## Task brief
Pull out every line in the data that has the string "TypeScript" in it.

## Extracted records
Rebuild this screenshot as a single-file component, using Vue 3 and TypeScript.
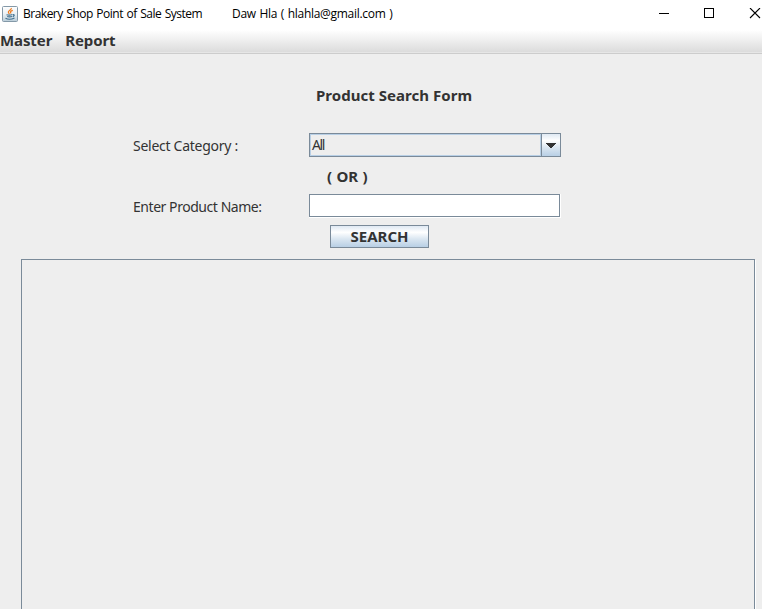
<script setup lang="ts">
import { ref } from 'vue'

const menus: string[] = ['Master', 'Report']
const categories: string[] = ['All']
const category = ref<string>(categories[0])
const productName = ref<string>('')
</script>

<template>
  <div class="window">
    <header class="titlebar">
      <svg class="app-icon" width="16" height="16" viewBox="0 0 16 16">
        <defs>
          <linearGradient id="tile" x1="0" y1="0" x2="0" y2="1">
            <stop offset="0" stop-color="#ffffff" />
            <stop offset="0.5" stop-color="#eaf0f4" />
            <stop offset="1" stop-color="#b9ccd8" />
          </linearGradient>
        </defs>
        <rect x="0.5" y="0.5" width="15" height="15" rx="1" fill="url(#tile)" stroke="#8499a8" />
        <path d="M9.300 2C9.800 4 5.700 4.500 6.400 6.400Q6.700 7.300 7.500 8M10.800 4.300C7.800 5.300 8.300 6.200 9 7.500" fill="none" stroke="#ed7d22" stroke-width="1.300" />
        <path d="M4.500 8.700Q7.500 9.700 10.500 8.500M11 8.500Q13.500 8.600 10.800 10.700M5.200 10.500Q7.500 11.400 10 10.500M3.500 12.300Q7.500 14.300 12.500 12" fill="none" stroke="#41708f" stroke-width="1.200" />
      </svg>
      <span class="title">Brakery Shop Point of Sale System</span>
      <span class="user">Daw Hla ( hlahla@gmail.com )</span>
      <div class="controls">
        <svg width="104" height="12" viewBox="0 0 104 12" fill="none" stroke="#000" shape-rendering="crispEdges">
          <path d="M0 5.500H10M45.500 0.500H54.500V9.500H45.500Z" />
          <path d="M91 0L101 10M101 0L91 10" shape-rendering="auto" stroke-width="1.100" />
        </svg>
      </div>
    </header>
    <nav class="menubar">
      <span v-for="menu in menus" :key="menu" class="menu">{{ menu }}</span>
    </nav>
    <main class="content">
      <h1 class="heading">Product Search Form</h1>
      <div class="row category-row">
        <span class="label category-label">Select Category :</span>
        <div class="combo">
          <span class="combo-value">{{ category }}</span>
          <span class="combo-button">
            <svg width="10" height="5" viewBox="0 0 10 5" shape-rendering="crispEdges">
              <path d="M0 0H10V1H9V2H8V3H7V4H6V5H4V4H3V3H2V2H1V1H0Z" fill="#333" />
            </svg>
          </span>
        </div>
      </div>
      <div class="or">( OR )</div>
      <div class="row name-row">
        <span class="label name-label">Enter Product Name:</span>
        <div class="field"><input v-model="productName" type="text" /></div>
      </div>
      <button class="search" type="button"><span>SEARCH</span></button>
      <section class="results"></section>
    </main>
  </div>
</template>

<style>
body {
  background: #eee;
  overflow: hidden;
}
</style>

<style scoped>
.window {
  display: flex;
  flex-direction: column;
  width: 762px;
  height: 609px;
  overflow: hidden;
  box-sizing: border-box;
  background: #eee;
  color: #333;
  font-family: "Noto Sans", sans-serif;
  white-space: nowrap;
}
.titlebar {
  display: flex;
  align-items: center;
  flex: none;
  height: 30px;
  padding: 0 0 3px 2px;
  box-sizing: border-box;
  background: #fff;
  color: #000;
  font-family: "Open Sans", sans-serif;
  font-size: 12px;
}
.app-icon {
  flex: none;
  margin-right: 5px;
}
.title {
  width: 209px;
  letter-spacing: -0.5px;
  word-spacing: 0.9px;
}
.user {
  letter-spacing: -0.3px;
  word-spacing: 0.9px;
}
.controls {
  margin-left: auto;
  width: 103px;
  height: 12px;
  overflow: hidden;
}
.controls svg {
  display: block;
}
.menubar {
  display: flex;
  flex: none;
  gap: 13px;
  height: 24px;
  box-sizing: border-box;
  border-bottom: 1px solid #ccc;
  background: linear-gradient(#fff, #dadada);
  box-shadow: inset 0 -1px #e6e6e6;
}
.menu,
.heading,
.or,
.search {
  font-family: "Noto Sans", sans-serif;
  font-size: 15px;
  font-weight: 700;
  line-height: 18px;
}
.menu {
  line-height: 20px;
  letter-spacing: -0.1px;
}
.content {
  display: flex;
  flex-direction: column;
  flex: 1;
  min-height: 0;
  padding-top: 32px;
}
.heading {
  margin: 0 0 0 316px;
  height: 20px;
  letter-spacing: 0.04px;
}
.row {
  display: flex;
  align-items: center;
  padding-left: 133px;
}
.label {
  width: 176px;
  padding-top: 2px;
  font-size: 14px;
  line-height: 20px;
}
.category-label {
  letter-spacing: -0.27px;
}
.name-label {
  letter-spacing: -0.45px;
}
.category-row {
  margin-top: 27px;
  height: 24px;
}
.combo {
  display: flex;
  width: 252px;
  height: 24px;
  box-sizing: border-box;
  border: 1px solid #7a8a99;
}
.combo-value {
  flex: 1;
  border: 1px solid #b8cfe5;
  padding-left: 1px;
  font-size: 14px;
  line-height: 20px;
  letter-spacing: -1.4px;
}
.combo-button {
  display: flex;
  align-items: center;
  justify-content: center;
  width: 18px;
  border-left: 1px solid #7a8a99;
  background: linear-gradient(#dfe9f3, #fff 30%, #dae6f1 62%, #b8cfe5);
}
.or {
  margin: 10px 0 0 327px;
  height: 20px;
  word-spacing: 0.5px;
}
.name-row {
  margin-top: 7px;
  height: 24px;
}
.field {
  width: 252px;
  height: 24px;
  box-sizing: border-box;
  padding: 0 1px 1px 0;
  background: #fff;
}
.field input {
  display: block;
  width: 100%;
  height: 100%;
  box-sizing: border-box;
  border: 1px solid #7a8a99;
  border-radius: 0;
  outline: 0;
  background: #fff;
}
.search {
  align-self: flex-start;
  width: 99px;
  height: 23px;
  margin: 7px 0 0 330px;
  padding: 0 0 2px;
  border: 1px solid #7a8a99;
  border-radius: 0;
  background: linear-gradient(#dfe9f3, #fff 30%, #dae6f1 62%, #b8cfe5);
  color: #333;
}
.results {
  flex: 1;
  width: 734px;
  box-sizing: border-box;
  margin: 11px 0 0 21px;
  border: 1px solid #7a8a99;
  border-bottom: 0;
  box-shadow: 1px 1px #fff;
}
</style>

---

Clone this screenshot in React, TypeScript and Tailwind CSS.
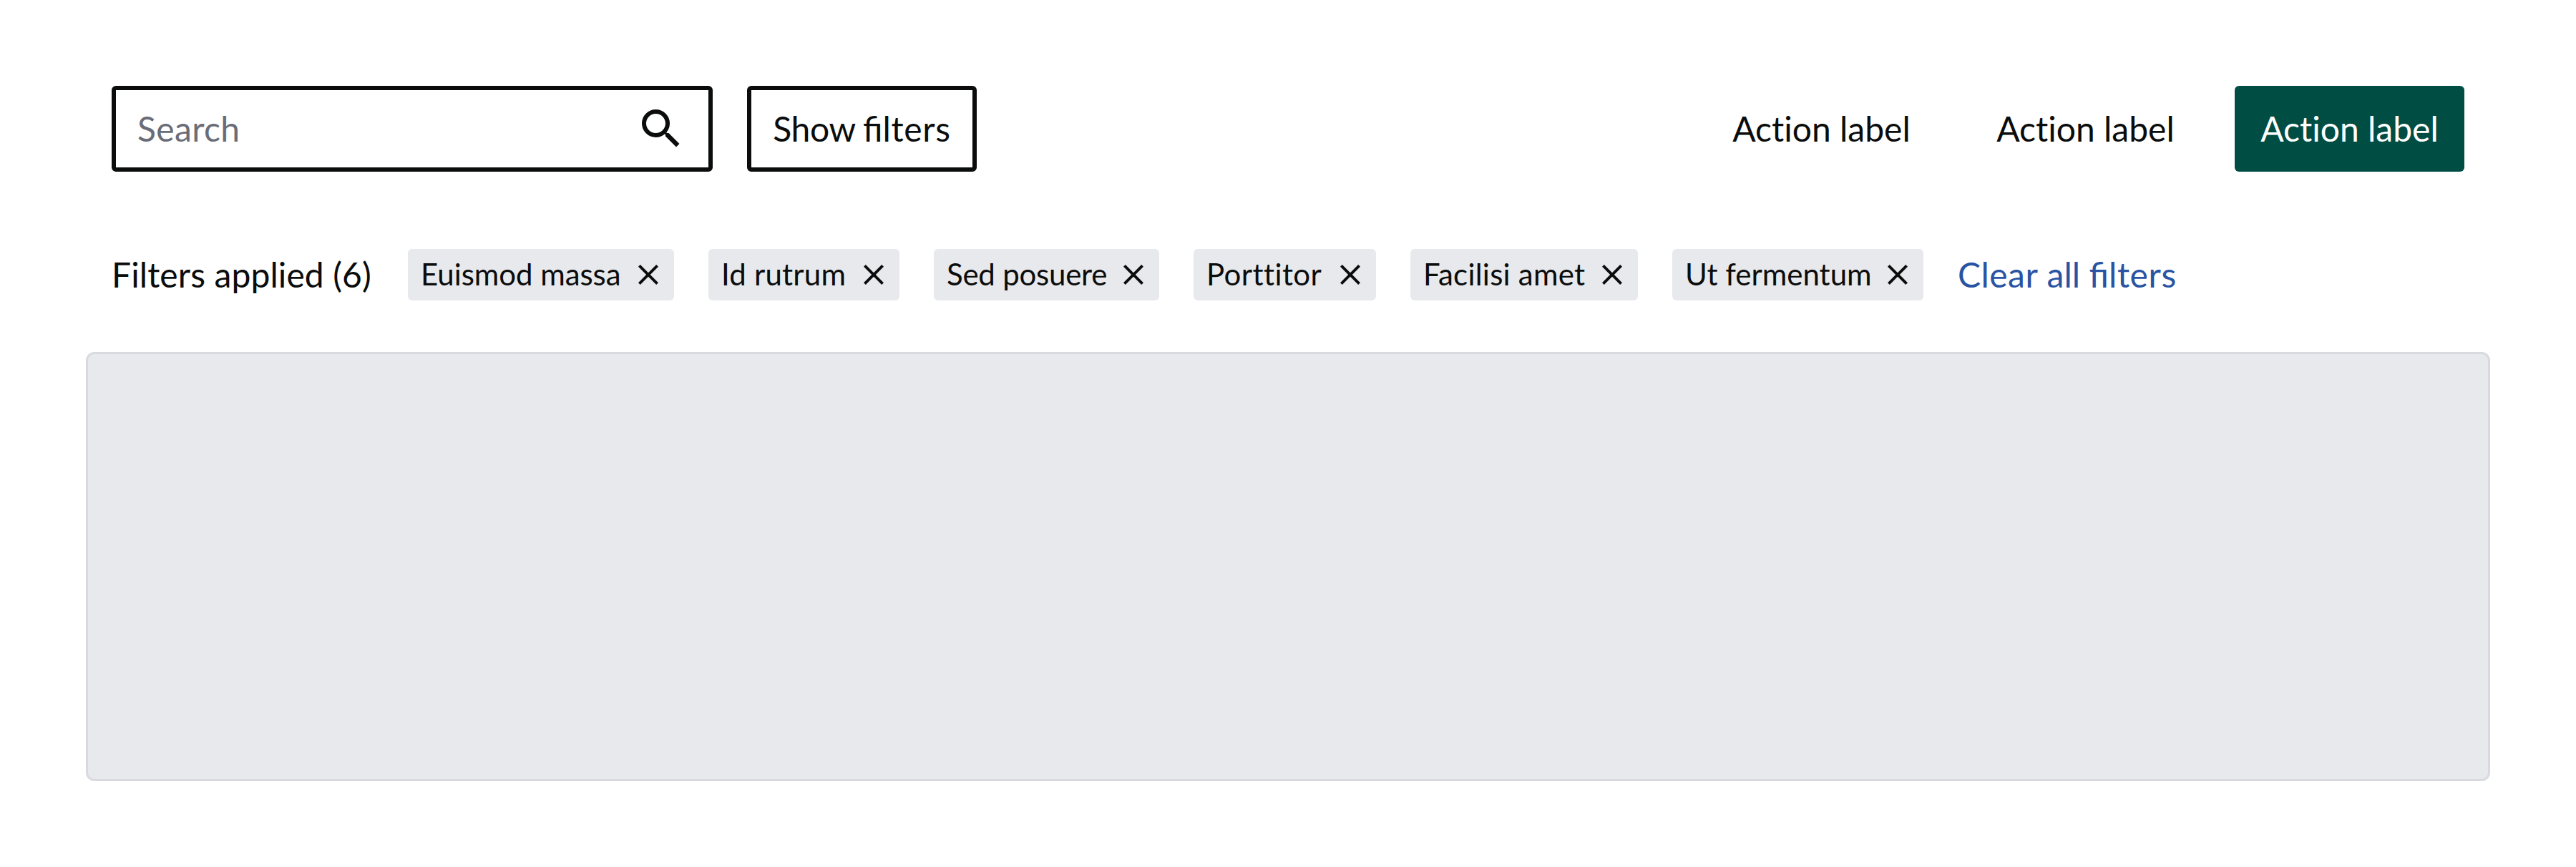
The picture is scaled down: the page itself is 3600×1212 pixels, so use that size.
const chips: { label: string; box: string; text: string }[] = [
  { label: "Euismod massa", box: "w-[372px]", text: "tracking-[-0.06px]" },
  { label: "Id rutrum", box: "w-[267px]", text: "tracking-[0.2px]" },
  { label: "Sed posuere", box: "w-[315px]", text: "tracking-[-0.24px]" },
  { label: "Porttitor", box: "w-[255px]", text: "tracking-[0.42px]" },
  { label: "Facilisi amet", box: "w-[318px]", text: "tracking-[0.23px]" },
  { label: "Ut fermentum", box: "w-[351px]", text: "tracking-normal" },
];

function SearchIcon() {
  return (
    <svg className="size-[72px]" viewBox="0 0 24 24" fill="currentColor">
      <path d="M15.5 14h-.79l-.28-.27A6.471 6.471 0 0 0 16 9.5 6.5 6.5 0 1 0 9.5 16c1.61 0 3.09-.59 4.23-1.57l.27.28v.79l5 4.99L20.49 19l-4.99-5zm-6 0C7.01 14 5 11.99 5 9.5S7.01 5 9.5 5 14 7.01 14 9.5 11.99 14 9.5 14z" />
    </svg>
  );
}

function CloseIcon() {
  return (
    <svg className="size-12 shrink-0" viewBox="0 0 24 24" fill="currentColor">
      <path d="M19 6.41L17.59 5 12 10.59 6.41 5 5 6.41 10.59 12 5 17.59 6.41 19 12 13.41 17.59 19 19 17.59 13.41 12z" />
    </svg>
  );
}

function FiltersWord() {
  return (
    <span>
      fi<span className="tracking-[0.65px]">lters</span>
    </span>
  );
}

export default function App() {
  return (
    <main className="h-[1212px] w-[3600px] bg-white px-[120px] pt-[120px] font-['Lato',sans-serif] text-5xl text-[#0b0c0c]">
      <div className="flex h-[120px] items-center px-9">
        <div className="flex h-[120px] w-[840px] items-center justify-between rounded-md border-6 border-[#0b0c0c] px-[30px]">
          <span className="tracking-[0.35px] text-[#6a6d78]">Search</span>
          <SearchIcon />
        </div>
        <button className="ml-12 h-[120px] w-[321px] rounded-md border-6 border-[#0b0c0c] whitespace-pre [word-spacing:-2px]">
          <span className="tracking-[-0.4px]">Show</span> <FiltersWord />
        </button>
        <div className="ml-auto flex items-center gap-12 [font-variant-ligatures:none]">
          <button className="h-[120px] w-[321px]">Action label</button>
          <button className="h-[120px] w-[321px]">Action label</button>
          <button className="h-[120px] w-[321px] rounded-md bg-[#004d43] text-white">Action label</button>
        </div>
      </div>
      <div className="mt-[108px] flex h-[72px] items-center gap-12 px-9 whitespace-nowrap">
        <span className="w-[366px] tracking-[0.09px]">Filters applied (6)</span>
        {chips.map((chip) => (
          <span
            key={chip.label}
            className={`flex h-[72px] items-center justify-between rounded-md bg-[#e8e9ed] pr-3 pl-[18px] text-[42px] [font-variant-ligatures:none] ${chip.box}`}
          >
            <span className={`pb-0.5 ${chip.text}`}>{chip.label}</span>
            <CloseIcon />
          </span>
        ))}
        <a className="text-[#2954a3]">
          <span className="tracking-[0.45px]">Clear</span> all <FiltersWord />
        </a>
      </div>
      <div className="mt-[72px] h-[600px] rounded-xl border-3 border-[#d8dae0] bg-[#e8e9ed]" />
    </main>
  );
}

## Output for this task
Rebuild this screenshot as a single-file component, using Vue 3 and TypeScript.
Clone this screenshot in React, TypeScript and Tailwind CSS.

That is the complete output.